The Commissioner for Older People for Northern Ireland, Siobhan Casey, has raised significant concerns about the Executive’s new Anti-Poverty Strategy, arguing it fails to adequately address the complex issue of poverty among older people. While welcoming the Executive's commitment to a cross-departmental approach, the Commissioner has stated that the strategy lacks depth, relies on an overly simplistic view of pensioner poverty, and offers insufficient new actions to provide meaningful support. 

Key issues highlighted by the Commissioner: 

  • That the new strategy's analysis of older people's poverty is based on a narrow set of data that suggests pensioners are at a lower risk of poverty than the general population. The Commissioner argues this is misleading because it overlooks significant differences within the older population.  

  • The Commissioner wants the strategy to conduct a more thorough analysis of poverty among older adults. This should include using a wider range of data to identify and understand the specific risks faced by different groups, such as older pensioners, women, and private renters. The Commissioner's analysis reveals that women aged 80 to 84 have a relative poverty rate of 22%, highlighting a particularly high-risk group that needs targeted support. 

  • The strategy needs to acknowledge that the older population is not a single, uniform group.   

  • The Commissioner says the proposed actions such as maintaining existing advice services and lobbying Westminster to keep the state pension triple lock, are insufficient. The triple lock, while important, is seen as an unreliable protection against poverty for the most vulnerable. 

  • The strategy lacks specific, measurable targets to track progress on older people's poverty, such as monitoring pensioners' income levels, increased uptake of benefits like Pension Credit, and the effectiveness of support services. This absence of a clear accountability framework means there is no way to evaluate the strategy's success or failure in helping older adults. 

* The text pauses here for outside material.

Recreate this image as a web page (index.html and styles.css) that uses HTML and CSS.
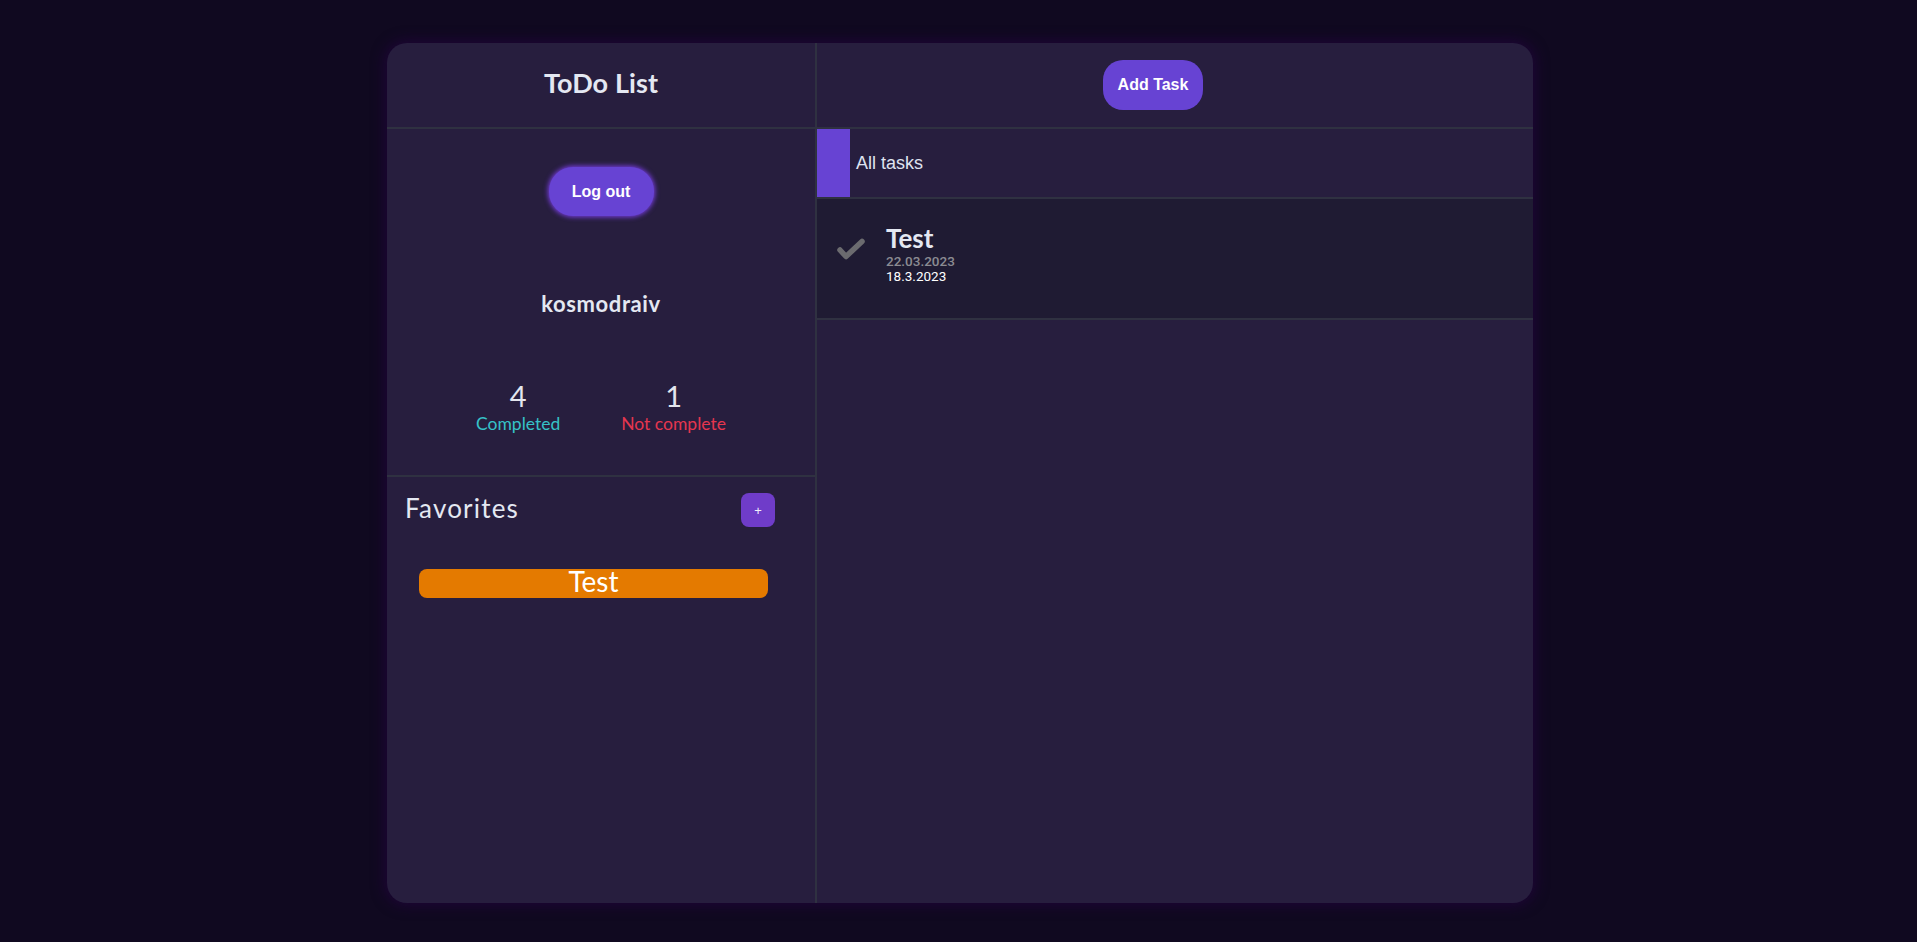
FILE: index.html
```html
<!DOCTYPE html>
<html lang="en">
<head>
<meta charset="utf-8">
<title>ToDo List</title>
<link rel="stylesheet" href="styles.css">
</head>
<body>
<div class="app">
  <aside class="sidebar">
    <header class="side-header"><h1 class="title">ToDo List</h1></header>
    <section class="profile">
      <button class="btn logout">Log out</button>
      <div class="username">kosmodraiv</div>
      <div class="stats">
        <div class="stat">
          <div class="stat-num">4</div>
          <div class="stat-label done">Completed</div>
        </div>
        <div class="stat">
          <div class="stat-num">1</div>
          <div class="stat-label todo">Not complete</div>
        </div>
      </div>
    </section>
    <section class="favorites">
      <div class="fav-head">
        <h2 class="fav-title">Favorites</h2>
        <button class="fav-add">+</button>
      </div>
      <div class="fav-item">Test</div>
    </section>
  </aside>
  <main class="content">
    <header class="main-header"><button class="btn add">Add Task</button></header>
    <div class="filter-row">
      <span class="filter-mark"></span>
      <span class="filter-label">All tasks</span>
    </div>
    <div class="task">
      <svg class="check" width="30" height="24" viewBox="0 0 30 24"><polyline points="4,13 10,19.5 26,4.5" fill="none" stroke="#6b6b6f" stroke-width="5.5" stroke-linecap="round" stroke-linejoin="round"/></svg>
      <div class="task-body">
        <div class="task-title">Test</div>
        <div class="task-date due">22.03.2023</div>
        <div class="task-date created">18.3.2023</div>
      </div>
    </div>
  </main>
</div>
</body>
</html>
```
FILE: styles.css
```css
* { box-sizing: border-box; }
html, body { margin: 0; padding: 0; }
body {
  background: #100920;
  width: 1917px;
  height: 942px;
  overflow: hidden;
  font-family: "Lato", "Liberation Sans", sans-serif;
  color: #e2e4ee;
}
.app {
  width: 1146px;
  height: 860px;
  margin: 43px 0 0 387px;
  background: #271e3e;
  border-radius: 20px;
  box-shadow: 0 0 14px 2px #1f0538;
  display: flex;
  overflow: hidden;
}
.sidebar {
  width: 430px;
  border-right: 2px solid #2f3141;
  display: flex;
  flex-direction: column;
}
.side-header {
  height: 86px;
  border-bottom: 2px solid #2f3141;
  display: flex;
  align-items: center;
  justify-content: center;
  padding-bottom: 6px;
}
.title {
  margin: 0;
  font-size: 27px;
  font-weight: 700;
  color: #e4e8f2;
  letter-spacing: 0.1px;
}
.btn {
  border: none;
  background: #6743d3;
  color: #ffffff;
  font-family: "Liberation Sans", Arial, sans-serif;
  font-weight: 700;
  font-size: 16px;
  cursor: pointer;
}
.profile {
  height: 348px;
  border-bottom: 2px solid #2f3141;
  display: flex;
  flex-direction: column;
  align-items: center;
  padding-top: 38px;
}
.logout {
  width: 105px;
  height: 49px;
  border-radius: 24px;
  box-shadow: 0 0 5px 1px #7a3ee6;
}
.username {
  margin-top: 75px;
  font-size: 22px;
  font-weight: 700;
  letter-spacing: 0.6px;
  line-height: 26px;
  color: #e4e8f2;
}
.stats {
  margin-top: 62px;
  display: flex;
  gap: 61px;
}
.stat {
  display: flex;
  flex-direction: column;
  align-items: center;
}
.stat-num {
  font-size: 29px;
  line-height: 34px;
  color: #e4e6ee;
}
.stat-label {
  font-size: 17.5px;
  line-height: 21px;
}
.stat-label.done { color: #36c2c8; }
.stat-label.todo { color: #e5364f; }
.favorites {
  flex: 1;
  display: flex;
  flex-direction: column;
}
.fav-head {
  display: flex;
  justify-content: space-between;
  align-items: flex-start;
  padding: 16px 40px 0 18px;
}
.fav-title {
  margin: 0;
  font-size: 26px;
  font-weight: 400;
  line-height: 31px;
  letter-spacing: 1.2px;
  color: #e4e8f2;
}
.fav-add {
  width: 34px;
  height: 34px;
  border: none;
  border-radius: 8px;
  background: #6f3cc9;
  color: #f0eefc;
  font-family: "Liberation Sans", Arial, sans-serif;
  font-size: 13px;
  padding: 0;
}
.fav-item {
  margin: 42px 47px 0 32px;
  height: 29px;
  background: #e47a00;
  border-radius: 8px;
  color: #ffffff;
  text-align: center;
  font-size: 28px;
  line-height: 25px;
  padding-bottom: 4px;
}
.content {
  flex: 1;
  display: flex;
  flex-direction: column;
}
.main-header {
  height: 86px;
  border-bottom: 2px solid #2f3141;
  display: flex;
  align-items: center;
  justify-content: center;
  padding-right: 44px;
}
.add {
  width: 100px;
  height: 50px;
  border-radius: 20px;
}
.filter-row {
  height: 70px;
  border-bottom: 2px solid #2f3141;
  display: flex;
  align-items: center;
  gap: 6px;
}
.filter-mark {
  width: 33px;
  align-self: stretch;
  background: #6743d3;
}
.filter-label {
  font-family: "Liberation Sans", Arial, sans-serif;
  font-size: 18px;
  color: #dfe3f0;
}
.task {
  height: 121px;
  background: #1f1b33;
  border-bottom: 2px solid #2f3141;
  display: flex;
  align-items: flex-start;
  padding: 25px 0 0 19px;
}
.check {
  margin-top: 13px;
  flex: none;
}
.task-body {
  margin-left: 20px;
  display: flex;
  flex-direction: column;
}
.task-title {
  font-size: 26px;
  font-weight: 700;
  line-height: 28px;
  color: #e4e8f2;
  margin-bottom: 2px;
}
.task-date {
  font-family: "Roboto", "Liberation Sans", sans-serif;
  font-size: 13.5px;
  line-height: 15px;
  font-weight: 400;
}
.task-date.due { color: #8b8b92; font-weight: 500; }
.task-date.created { color: #ffffff; }
```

The Commissioner concluded that while the strategy is a good starting point, it does not provide the necessary roadmap to genuinely address older people's poverty.  She said: 

"While I applaud the intention behind this strategy, its contents do not provide reassurance that the Executive is taking this issue seriously when it comes to older people,"  

The Commissioner continued: "The strategy provides an inaccurate and overly simplified picture of pensioner poverty and overlooks the most vulnerable in our community." 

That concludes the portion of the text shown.